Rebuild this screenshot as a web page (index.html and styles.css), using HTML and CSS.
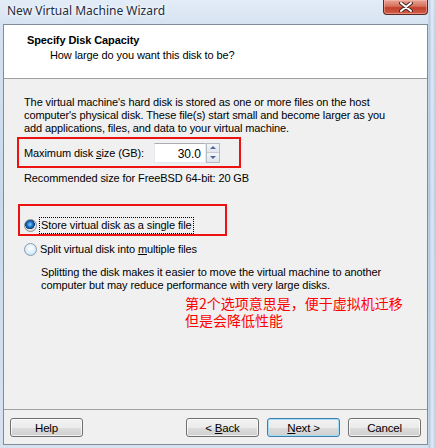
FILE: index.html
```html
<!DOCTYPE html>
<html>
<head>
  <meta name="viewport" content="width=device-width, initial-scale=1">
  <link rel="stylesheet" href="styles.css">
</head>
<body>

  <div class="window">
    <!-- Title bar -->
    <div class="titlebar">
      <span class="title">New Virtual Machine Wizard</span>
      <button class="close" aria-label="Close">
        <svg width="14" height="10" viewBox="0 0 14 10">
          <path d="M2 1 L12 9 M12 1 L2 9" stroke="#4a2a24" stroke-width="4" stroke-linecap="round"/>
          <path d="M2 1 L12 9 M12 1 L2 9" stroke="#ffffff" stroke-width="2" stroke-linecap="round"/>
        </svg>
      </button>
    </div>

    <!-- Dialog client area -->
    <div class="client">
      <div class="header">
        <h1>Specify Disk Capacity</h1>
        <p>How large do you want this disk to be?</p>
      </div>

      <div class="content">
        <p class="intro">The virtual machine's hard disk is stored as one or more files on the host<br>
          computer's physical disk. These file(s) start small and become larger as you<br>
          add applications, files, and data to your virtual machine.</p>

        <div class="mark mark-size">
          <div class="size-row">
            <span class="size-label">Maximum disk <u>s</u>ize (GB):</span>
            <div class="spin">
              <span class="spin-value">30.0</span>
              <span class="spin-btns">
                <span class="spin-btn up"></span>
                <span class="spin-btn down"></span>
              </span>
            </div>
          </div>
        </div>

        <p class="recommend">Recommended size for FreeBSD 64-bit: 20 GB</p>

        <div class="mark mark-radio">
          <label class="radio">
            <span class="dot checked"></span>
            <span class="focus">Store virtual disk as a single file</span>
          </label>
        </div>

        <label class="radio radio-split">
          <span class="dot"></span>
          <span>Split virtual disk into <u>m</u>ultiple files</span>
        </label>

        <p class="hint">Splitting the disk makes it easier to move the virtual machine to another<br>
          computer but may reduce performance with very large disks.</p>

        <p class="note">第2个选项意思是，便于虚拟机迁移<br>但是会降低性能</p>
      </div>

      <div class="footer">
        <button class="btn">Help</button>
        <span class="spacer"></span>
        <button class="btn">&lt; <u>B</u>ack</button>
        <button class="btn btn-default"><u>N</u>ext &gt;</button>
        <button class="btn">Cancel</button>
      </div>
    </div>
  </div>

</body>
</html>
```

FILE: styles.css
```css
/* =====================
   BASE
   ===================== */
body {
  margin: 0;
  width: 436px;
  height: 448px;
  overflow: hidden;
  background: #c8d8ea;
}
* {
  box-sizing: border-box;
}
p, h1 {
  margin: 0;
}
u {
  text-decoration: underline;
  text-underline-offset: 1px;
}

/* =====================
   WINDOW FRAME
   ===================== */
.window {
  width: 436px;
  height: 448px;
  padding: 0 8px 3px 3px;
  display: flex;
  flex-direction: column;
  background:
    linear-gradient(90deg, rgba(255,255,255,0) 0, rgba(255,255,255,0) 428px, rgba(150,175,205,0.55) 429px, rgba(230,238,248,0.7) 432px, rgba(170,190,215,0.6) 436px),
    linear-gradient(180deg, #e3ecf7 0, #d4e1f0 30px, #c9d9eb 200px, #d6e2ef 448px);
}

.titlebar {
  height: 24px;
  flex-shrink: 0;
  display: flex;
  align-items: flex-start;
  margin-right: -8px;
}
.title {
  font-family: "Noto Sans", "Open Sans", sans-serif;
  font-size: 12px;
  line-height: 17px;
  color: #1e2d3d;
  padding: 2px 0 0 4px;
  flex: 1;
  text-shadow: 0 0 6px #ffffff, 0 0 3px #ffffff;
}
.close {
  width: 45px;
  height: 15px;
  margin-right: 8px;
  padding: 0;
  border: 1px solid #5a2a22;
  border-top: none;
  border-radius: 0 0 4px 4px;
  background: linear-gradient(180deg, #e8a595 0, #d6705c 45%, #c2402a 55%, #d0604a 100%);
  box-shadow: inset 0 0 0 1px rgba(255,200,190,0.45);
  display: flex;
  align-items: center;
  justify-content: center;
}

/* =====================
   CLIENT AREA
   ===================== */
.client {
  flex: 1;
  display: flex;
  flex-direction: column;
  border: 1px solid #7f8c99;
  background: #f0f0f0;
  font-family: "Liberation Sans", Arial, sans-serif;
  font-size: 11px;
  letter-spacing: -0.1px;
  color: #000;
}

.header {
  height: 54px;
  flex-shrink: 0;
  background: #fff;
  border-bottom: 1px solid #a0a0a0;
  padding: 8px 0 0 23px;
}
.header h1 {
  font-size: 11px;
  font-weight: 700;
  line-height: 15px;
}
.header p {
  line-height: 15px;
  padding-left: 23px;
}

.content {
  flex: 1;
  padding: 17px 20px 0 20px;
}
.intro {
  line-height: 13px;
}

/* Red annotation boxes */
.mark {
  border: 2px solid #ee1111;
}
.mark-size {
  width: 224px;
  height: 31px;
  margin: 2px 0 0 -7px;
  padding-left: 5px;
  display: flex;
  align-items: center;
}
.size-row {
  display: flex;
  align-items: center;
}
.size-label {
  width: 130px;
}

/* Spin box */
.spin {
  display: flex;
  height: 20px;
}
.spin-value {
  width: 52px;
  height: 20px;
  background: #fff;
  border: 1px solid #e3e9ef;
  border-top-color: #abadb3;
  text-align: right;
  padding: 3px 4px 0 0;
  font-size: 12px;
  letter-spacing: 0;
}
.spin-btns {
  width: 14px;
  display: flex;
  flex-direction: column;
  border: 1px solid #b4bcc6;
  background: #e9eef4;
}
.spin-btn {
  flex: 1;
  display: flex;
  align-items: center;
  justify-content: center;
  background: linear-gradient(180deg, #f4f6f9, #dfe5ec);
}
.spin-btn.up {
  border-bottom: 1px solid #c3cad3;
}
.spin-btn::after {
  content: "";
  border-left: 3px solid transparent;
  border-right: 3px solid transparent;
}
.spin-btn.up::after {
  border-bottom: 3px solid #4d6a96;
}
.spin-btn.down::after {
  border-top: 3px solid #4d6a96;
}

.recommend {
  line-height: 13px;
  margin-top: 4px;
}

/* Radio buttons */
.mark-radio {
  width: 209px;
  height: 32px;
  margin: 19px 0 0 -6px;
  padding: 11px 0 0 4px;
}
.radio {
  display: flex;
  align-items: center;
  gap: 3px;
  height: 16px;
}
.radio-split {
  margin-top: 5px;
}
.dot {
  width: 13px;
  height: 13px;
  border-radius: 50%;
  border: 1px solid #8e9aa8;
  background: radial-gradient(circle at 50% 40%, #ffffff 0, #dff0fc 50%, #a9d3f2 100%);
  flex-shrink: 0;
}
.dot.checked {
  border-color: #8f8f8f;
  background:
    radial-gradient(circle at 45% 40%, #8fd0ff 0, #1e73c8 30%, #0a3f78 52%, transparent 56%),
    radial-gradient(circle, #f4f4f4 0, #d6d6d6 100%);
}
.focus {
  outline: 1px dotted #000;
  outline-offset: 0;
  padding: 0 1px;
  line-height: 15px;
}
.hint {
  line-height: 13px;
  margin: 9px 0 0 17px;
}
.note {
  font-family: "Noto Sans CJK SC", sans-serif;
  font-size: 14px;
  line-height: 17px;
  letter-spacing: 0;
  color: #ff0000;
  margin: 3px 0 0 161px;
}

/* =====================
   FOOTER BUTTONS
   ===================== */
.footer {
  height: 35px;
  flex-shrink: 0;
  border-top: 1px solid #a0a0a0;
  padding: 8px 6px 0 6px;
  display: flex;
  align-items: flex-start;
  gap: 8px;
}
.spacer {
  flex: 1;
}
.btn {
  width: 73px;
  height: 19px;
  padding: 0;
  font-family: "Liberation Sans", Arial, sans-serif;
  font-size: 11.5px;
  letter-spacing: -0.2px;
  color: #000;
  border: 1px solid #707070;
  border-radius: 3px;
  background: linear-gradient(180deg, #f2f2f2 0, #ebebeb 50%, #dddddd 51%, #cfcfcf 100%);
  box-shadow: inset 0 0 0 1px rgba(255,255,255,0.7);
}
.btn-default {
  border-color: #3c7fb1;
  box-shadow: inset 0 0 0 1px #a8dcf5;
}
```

-.-.-

WHAT IS NEEDED: Find each line holding the word "this" and copy it.

WRITTEN SOLUTION:
Rebuild this screenshot as a web page (index.html and styles.css), using HTML and CSS.
        <p>How large do you want this disk to be?</p>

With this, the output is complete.